Doha is baking. The Qatar Meteorology Department recorded a high of 46.2°C in the capital on Thursday, and overnight lows have barely dipped below 32°C for the past two weeks — figures that are pushing the limits of what urban infrastructure here was designed to handle. The timing is not incidental. A cluster of municipal decisions, long-delayed funding approvals, and project completion deadlines are all landing simultaneously this July, forcing the hands of planners at the Ministry of Municipality and Qatar's Ashghal Public Works Authority.
The stakes are higher than a bad summer. Doha's population has crossed 2.4 million, according to Planning and Statistics Authority figures released in March, with the West Bay and Lusail corridors absorbing the largest share of new residents. Both districts were engineered for high-density living, but neither was designed around the kind of pedestrian and transit demand they now face. Bus Rapid Transit line extensions, shaded walkway networks, and district cooling expansions were all supposed to be further along by mid-2026. Several are not.
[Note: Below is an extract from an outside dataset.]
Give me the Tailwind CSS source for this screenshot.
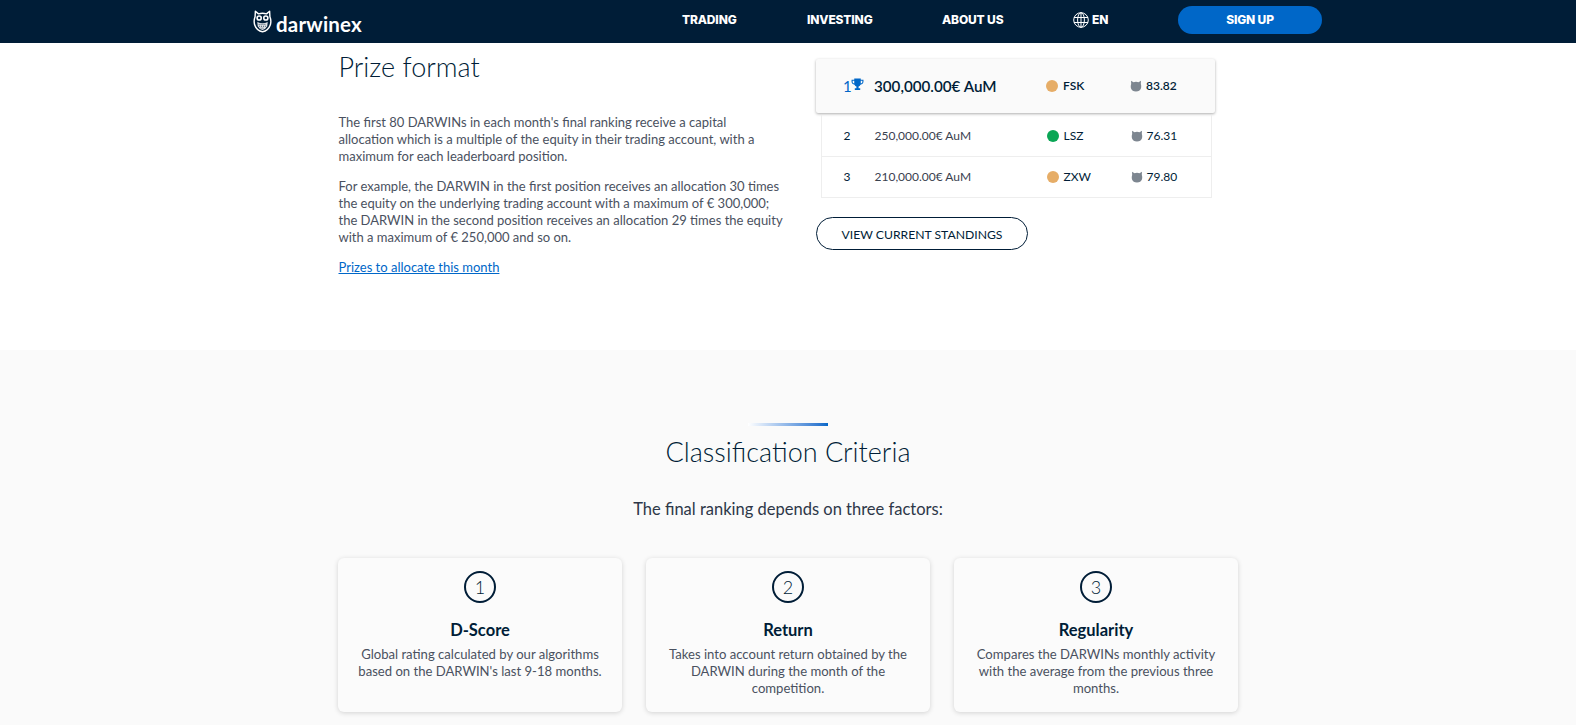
<!DOCTYPE html>
<html lang="en">
<head>
<meta charset="utf-8">
<title>Darwinex - Prize format</title>
<script src="https://cdn.jsdelivr.net/npm/@tailwindcss/browser@4"></script>
</head>
<body class="bg-white font-['Lato','Noto_Sans',sans-serif] text-[#4a5160] overflow-hidden">
<header class="h-[43px] bg-[#001d37] text-white">
  <div class="mx-auto flex h-full w-[1070px] items-center">
    <div class="mt-[5px] flex items-center gap-[4px]">
      <svg viewBox="0 0 20 24" class="h-[23px] w-[19px] -translate-y-[3px]" fill="none">
        <path d="M2.500 1.200 L5.800 4 Q10 2.800 14.200 4 L17.500 1.200 L17.800 7 Q19.500 11 18.300 15.500 Q16 22 10 22.800 Q4 22 1.700 15.500 Q.5 11 2.200 7 Z" fill="#001d37" stroke="#fff" stroke-width="1.500" stroke-linejoin="round"/>
        <circle cx="6.500" cy="8.300" r="3" fill="#fff"/><circle cx="13.500" cy="8.300" r="3" fill="#fff"/>
        <circle cx="6.500" cy="8.300" r="1.300" fill="#001d37"/><circle cx="13.500" cy="8.300" r="1.300" fill="#001d37"/>
        <path d="M4.500 12.500 Q10 15 15.500 12.500 L15 17 Q13 20.500 10 21 Q7 20.500 5 17 Z" fill="#dfe3e7"/>
        <path d="M6 15h8M6.500 17h7M8 19h4" stroke="#001d37" stroke-width=".8" stroke-dasharray="1 1"/>
      </svg>
      <span class="text-[20.5px] leading-none font-bold tracking-[0.2px] text-white">darwinex</span>
    </div>
    <nav class="mb-[3px] ml-[320px] flex items-center font-['Inter',sans-serif] text-[12px] font-extrabold tracking-[-0.15px]">
      <a class="w-[125px]">TRADING</a>
      <a class="w-[135px]">INVESTING</a>
      <a class="w-[131px]">ABOUT US</a>
      <span class="flex w-[105px] items-center gap-[3px]">
        <svg viewBox="0 0 16 16" class="size-[16px]" fill="none" stroke="#fff" stroke-width="1"><circle cx="8" cy="8" r="7.300"/><ellipse cx="8" cy="8" rx="3.400" ry="7.300"/><path d="M8 .7v14.600M1 5.500h14M1 10.500h14"/></svg>
        EN
      </span>
      <a class="flex h-[28px] w-[144px] items-center justify-center rounded-full bg-[#0067c8]">SIGN UP</a>
    </nav>
  </div>
</header>

<section class="h-[307px] bg-white">
  <div class="mx-auto flex w-[900px]">
    <div class="w-[478px] shrink-0 pr-[31px] pl-[0.5px]">
      <h2 class="mt-[6px] text-[27px] leading-[36px] font-light text-[#001d37]">Prize format</h2>
      <p class="mt-[29px] max-w-[436px] text-[13px] leading-[17px]">The first 80 DARWINs in each month's final ranking receive a capital allocation which is a multiple of the equity in their trading account, with a maximum for each leaderboard position.</p>
      <p class="mt-[13px] text-[13px] leading-[17px]">For example, the DARWIN in the first position receives an allocation 30 times the equity on the underlying trading account with a maximum of € 300,000; the DARWIN in the second position receives an allocation 29 times the equity with a maximum of € 250,000 and so on.</p>
      <a class="mt-[13px] block text-[13px] leading-[17px] text-[#0067c8] underline">Prizes to allocate this month</a>
    </div>
    <div class="w-[400px] pt-[16px] text-[#001d37]">
      <div class="grid h-[54px] w-[399px] grid-cols-[31px_172px_84px_1fr] items-center rounded-[2px] bg-[#fafafa] pl-[27px] shadow-[0_1px_3px_rgba(0,0,0,0.32)]">
        <span class="flex items-center text-[15px] text-[#0067c8]">1
          <svg viewBox="0 0 24 24" class="mb-[4px] -ml-[1px] size-[13px] shrink-0" fill="#0067c8"><path d="M6 1h12v2h5v4c0 3-2.500 5-5.500 5.300-.8 1.700-2.100 2.800-3.500 3.200V19h3v3H7v-3h3v-3.500c-1.400-.4-2.700-1.500-3.500-3.200C3.500 12 1 10 1 7V3h5V1zM3 5v2c0 1.700 1.300 3 3 3.300V5H3zm15 0v5.300c1.700-.3 3-1.600 3-3.300V5h-3z"/></svg>
        </span>
        <span class="text-[15.200px] font-semibold">300,000.00€ AuM</span>
        <span class="flex items-center gap-[5px] text-[12px] font-semibold"><i class="size-[12px] rounded-full bg-[#e6ad67]"></i>FSK</span>
        <span class="flex items-center gap-[4px] text-[12px] font-semibold"><svg viewBox="0 0 12 12" class="size-[12px]" fill="#7d8690"><path d="M1 .8l2.500 1.400a6 6 0 0 1 5 0L11 .8l-.2 3.200c1 2.500.7 7.500-4.800 7.500S.2 6.500 1.200 4z"/></svg>83.82</span>
      </div>
      <div class="mt-[2px] ml-[4.500px] w-[391px] border border-t-0 border-[#eeeeee] text-[12px]">
        <div class="grid h-[42px] grid-cols-[31px_172px_84px_1fr] items-center border-b border-[#eeeeee] pl-[22px]">
          <span>2</span><span class="text-[#39414f]">250,000.00€ AuM</span>
          <span class="flex items-center gap-[5px]"><i class="size-[12px] rounded-full bg-[#0aa655]"></i>LSZ</span>
          <span class="flex items-center gap-[4px]"><svg viewBox="0 0 12 12" class="size-[12px]" fill="#7d8690"><path d="M1 .8l2.500 1.400a6 6 0 0 1 5 0L11 .8l-.2 3.200c1 2.500.7 7.500-4.800 7.500S.2 6.500 1.200 4z"/></svg>76.31</span>
        </div>
        <div class="grid h-[40px] grid-cols-[31px_172px_84px_1fr] items-center pl-[22px]">
          <span>3</span><span class="text-[#39414f]">210,000.00€ AuM</span>
          <span class="flex items-center gap-[5px]"><i class="size-[12px] rounded-full bg-[#e6ad67]"></i>ZXW</span>
          <span class="flex items-center gap-[4px]"><svg viewBox="0 0 12 12" class="size-[12px]" fill="#7d8690"><path d="M1 .8l2.500 1.400a6 6 0 0 1 5 0L11 .8l-.2 3.200c1 2.500.7 7.500-4.800 7.500S.2 6.500 1.200 4z"/></svg>79.80</span>
        </div>
      </div>
      <a class="mt-[19px] flex h-[33px] w-[212px] items-center justify-center rounded-full border border-[#001d37] pt-[2px] text-[12.200px] leading-[18px] font-normal">VIEW CURRENT STANDINGS</a>
    </div>
  </div>
</section>

<section class="h-[375px] bg-[#fafafa] pt-[73px] text-center">
  <div class="mx-auto h-[3px] w-[80px] bg-gradient-to-r from-white to-[#0067c8]"></div>
  <h2 class="mt-[8px] text-[27px] leading-[36px] font-light text-[#001d37]">Classification Criteria</h2>
  <p class="mt-[27px] text-[16.500px] leading-[24px] text-[#2d3748]">The final ranking depends on three factors:</p>
  <div class="mx-auto mt-[37px] grid w-[900px] grid-cols-3 gap-[24px]">
    <article class="h-[154px] rounded-[6px] bg-[#fbfbfb] px-[16px] pt-[13px] shadow-[0_1px_5px_rgba(0,0,0,0.16)]">
      <div class="mx-auto flex size-[32px] items-center justify-center rounded-full border-2 border-[#001d37] text-[18px] font-light text-[#001d37]">1</div>
      <h3 class="mt-[15px] text-[16.500px] leading-[24px] font-bold text-[#001d37]">D-Score</h3>
      <p class="mt-[4px] text-[13.100px] leading-[17px]">Global rating calculated by our algorithms based on the DARWIN's last 9-18 months.</p>
    </article>
    <article class="h-[154px] rounded-[6px] bg-[#fbfbfb] px-[16px] pt-[13px] shadow-[0_1px_5px_rgba(0,0,0,0.16)]">
      <div class="mx-auto flex size-[32px] items-center justify-center rounded-full border-2 border-[#001d37] text-[18px] font-light text-[#001d37]">2</div>
      <h3 class="mt-[15px] text-[16.500px] leading-[24px] font-bold text-[#001d37]">Return</h3>
      <p class="mt-[4px] text-[13.100px] leading-[17px]">Takes into account return obtained by the DARWIN during the month of the competition.</p>
    </article>
    <article class="h-[154px] rounded-[6px] bg-[#fbfbfb] px-[16px] pt-[13px] shadow-[0_1px_5px_rgba(0,0,0,0.16)]">
      <div class="mx-auto flex size-[32px] items-center justify-center rounded-full border-2 border-[#001d37] text-[18px] font-light text-[#001d37]">3</div>
      <h3 class="mt-[15px] text-[16.500px] leading-[24px] font-bold text-[#001d37]">Regularity</h3>
      <p class="mt-[4px] text-[13.100px] leading-[17px]">Compares the DARWINs monthly activity with the average from the previous three months.</p>
    </article>
  </div>
</section>
</body>
</html>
Where the Pressure Is Sharpest
Al Corniche Boulevard and the stretch running through the Msheireb Downtown Doha development are the two most visible pressure points right now. Msheireb Properties completed Phase 2 of its district cooling network integration in May, but the system is operating at roughly 87 percent capacity — leaving some commercial tenants and residential towers drawing supplemental power from the national grid at peak afternoon hours between 1 p.m. and 5 p.m. Kahramaa, the national electricity and water utility, imposed voluntary conservation guidelines on large commercial buildings on June 28, though no enforcement mechanism has been announced. That gap between request and mandate is one of the decisions city leaders will have to resolve before August.
On the transit side, Mowasalat's metro feeder bus network added 14 new air-conditioned shelters along the route connecting Qatar University station to Al Rayyan Road in May, but community boards in Al Waab and Madinat Khalifa have been asking for covered walkway extensions since late 2024. Ashghal's Urban Development Department confirmed to local council representatives in June that QR 340 million allocated for shaded pedestrian infrastructure across three districts — Al Waab, The Pearl-Qatar connector paths, and sections of Al Sadd — would be tendered by the end of Q3 2026. That deadline is now nine weeks away.
The Decisions Ahead
Three specific choices will determine whether Doha's summer becomes manageable or deteriorates into a public health problem. First, the Ministry of Public Health is weighing whether to extend indoor workplace protections — currently covering outdoor laborers under the midday work ban, which runs until September 15 — to include delivery workers and ride-share drivers who technically operate between indoor spaces. A working group submitted its recommendation on June 22; no public response has come from the ministry.
Second, Lusail City's municipality office must decide by July 31 whether to accelerate the opening of the still-incomplete Lusail Expressway northern ramp, which would relieve pressure on Al Khail Road during evening rush hour. Contractors say a partial opening is technically feasible. Ashghal has not confirmed a date.
Third, and most consequential for long-term planning, the Urban Planning Authority is finalising amendments to Doha's 2030 zoning framework that would mandate green-roof requirements and minimum shade-coverage ratios for all new commercial developments above 15 floors. The public comment period closed June 30. A vote is expected before the end of the month.
For residents, the practical reality through September is straightforward: avoid outdoor activity between noon and 4 p.m., check Mowasalat's updated summer bus schedules published weekly on the authority's app, and monitor Kahramaa's conservation alerts. But the administrative machinery grinding through July will determine what Doha looks like when temperatures finally drop in October — and whether the city has learned anything from the strain of 2026's particularly brutal summer.